↓↓↓

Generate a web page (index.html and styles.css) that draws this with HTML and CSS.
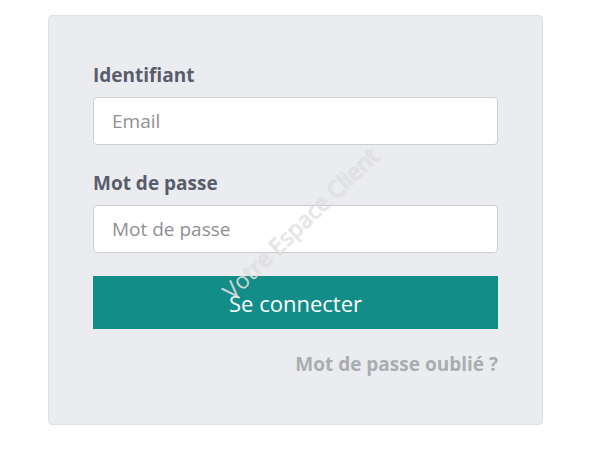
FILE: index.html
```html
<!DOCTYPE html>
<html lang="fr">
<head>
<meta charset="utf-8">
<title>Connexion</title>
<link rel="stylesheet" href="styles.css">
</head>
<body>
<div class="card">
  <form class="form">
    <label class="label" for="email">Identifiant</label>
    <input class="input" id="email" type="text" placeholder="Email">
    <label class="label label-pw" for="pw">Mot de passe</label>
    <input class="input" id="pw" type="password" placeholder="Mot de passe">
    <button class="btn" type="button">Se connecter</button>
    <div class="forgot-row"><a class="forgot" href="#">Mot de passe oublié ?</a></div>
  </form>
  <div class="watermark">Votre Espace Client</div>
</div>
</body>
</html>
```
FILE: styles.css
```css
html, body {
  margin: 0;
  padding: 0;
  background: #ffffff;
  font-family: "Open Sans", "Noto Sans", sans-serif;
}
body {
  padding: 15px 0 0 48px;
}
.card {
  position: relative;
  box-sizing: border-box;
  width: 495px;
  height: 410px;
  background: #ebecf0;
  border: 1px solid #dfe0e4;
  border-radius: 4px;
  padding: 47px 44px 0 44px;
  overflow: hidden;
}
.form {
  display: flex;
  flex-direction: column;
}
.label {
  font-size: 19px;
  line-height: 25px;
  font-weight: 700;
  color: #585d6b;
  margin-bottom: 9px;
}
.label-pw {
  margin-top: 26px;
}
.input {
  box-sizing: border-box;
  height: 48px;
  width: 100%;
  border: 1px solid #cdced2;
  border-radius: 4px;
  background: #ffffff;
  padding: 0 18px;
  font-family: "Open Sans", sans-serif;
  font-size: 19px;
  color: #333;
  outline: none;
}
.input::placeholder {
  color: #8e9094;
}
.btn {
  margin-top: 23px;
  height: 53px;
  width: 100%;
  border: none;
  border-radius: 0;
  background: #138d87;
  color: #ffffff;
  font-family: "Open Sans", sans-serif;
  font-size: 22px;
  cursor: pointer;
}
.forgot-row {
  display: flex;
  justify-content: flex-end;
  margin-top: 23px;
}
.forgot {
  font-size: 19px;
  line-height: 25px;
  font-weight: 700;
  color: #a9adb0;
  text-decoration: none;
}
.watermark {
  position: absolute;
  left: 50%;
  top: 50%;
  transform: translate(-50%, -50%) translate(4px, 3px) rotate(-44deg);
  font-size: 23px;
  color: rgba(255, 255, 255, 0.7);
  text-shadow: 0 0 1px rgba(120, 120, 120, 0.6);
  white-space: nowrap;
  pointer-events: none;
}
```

↑↑↑

What you have to do:
Make an exact copy of the listing above. Do not include the pictures.

Exercise solution:
Generate a web page (index.html and styles.css) that draws this with HTML and CSS.
FILE: index.html
```html
<!DOCTYPE html>
<html lang="fr">
<head>
<meta charset="utf-8">
<title>Connexion</title>
<link rel="stylesheet" href="styles.css">
</head>
<body>
<div class="card">
  <form class="form">
    <label class="label" for="email">Identifiant</label>
    <input class="input" id="email" type="text" placeholder="Email">
    <label class="label label-pw" for="pw">Mot de passe</label>
    <input class="input" id="pw" type="password" placeholder="Mot de passe">
    <button class="btn" type="button">Se connecter</button>
    <div class="forgot-row"><a class="forgot" href="#">Mot de passe oublié ?</a></div>
  </form>
  <div class="watermark">Votre Espace Client</div>
</div>
</body>
</html>
```
FILE: styles.css
```css
html, body {
  margin: 0;
  padding: 0;
  background: #ffffff;
  font-family: "Open Sans", "Noto Sans", sans-serif;
}
body {
  padding: 15px 0 0 48px;
}
.card {
  position: relative;
  box-sizing: border-box;
  width: 495px;
  height: 410px;
  background: #ebecf0;
  border: 1px solid #dfe0e4;
  border-radius: 4px;
  padding: 47px 44px 0 44px;
  overflow: hidden;
}
.form {
  display: flex;
  flex-direction: column;
}
.label {
  font-size: 19px;
  line-height: 25px;
  font-weight: 700;
  color: #585d6b;
  margin-bottom: 9px;
}
.label-pw {
  margin-top: 26px;
}
.input {
  box-sizing: border-box;
  height: 48px;
  width: 100%;
  border: 1px solid #cdced2;
  border-radius: 4px;
  background: #ffffff;
  padding: 0 18px;
  font-family: "Open Sans", sans-serif;
  font-size: 19px;
  color: #333;
  outline: none;
}
.input::placeholder {
  color: #8e9094;
}
.btn {
  margin-top: 23px;
  height: 53px;
  width: 100%;
  border: none;
  border-radius: 0;
  background: #138d87;
  color: #ffffff;
  font-family: "Open Sans", sans-serif;
  font-size: 22px;
  cursor: pointer;
}
.forgot-row {
  display: flex;
  justify-content: flex-end;
  margin-top: 23px;
}
.forgot {
  font-size: 19px;
  line-height: 25px;
  font-weight: 700;
  color: #a9adb0;
  text-decoration: none;
}
.watermark {
  position: absolute;
  left: 50%;
  top: 50%;
  transform: translate(-50%, -50%) translate(4px, 3px) rotate(-44deg);
  font-size: 23px;
  color: rgba(255, 255, 255, 0.7);
  text-shadow: 0 0 1px rgba(120, 120, 120, 0.6);
  white-space: nowrap;
  pointer-events: none;
}
```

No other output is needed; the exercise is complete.